4. What happened to my body? This show is about teens, whose bodies bounce back like nobody’s business, so, this point is all about old lady me. But WHAT THE HELL happened to my body? Why does every square inch of it want to look down at the ground?

5. You go crazy. This, I think, is the most important lesson that all teens should learn before having sex. I’m not sure if its the hormones, lack of sleep, or the smell of formula, but every parent turns into an irrational, scary, raging monster. For almost every question asked of me, I have to give myself a 10 second tape delay before answering. If not, my general response would be, “how the eff should I know? I’m a mom and I don’t sleep!” I recently found myself in a Twitter argument over the merits of Ja Rule. Seriously?! Ja Rule? But that’s the thing...I am now officially crazy.
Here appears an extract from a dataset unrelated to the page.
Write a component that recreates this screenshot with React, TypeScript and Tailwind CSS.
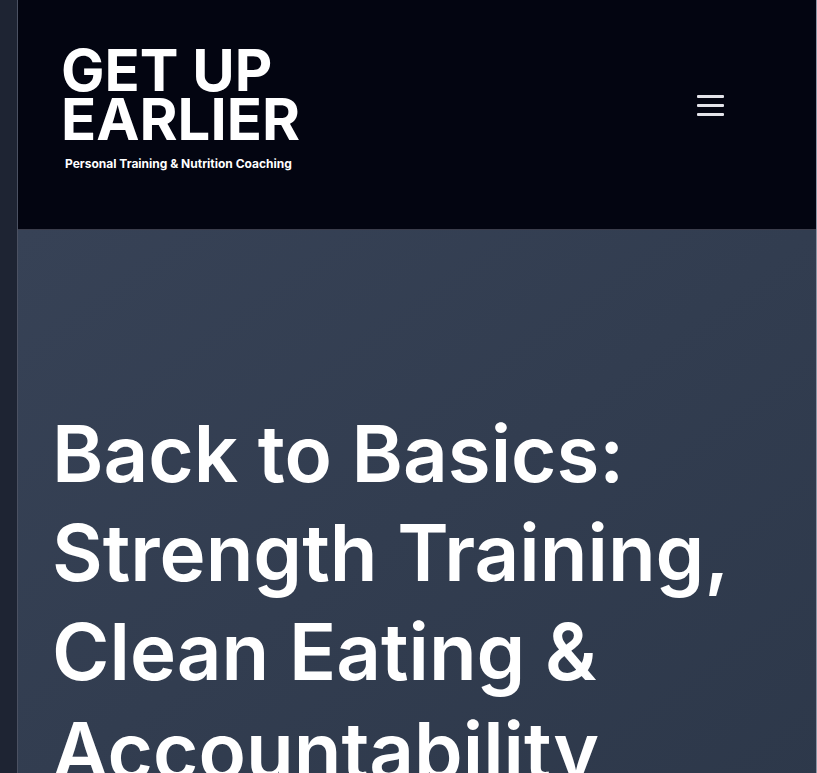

So, there. Kids don’t have sex. Don’t have babies. Wait until you are old like me, so that you can look back on your teen years with heart-wrenching longing.  


  1. As a new mom of 34, and recently having returned to work from maternity leave, I also spent way too much time watching that show and getting irritated. The lack of sleep aspect is REAL, and something I struggle with every day now that my daughter is 3.5 months old. I haven't slept for more than 5 hours at a time since she was born. Getting used to my new body is another thing. I was lucky that most of the weight fell off quickly, but that's probably because I was too tired to eat. I'm wearing heels for the first time since October and my calf muscles have literally atrophied. My breasts change sizes throughout the day because I am still nursing. This sh-- is serious, and these girls both anger me and break my heart at the same time.

    Which in my hormonal state, is another problem.


  2. I love love love this point. It is perfectly on point and so funny. Dinner soon? And you better not fall asleep at the table! xoxo


  3. Yes you nailed it. I am not a new mom anymore but I am always tired trying to keep up w/the 5 year old Minime. However, I am with you! 16 and pregnant is not a show that I even entertain. It makes my blood boil when I see these teen moms w/ fly by night baby daddies. I'm a 33 yr old single mama, stable and this is tough. I can't imagine what mommyhood as a teen would be. At 16, I was trying to hang out, doing some HW, and rapping on the train. Sheesh!

  4. Hahaha! I feel like this is scaring me into having babies and i'm almost 30!! but yes, teen moms just aren't cool. I can't even imagine I would be ready then...hopefully soon.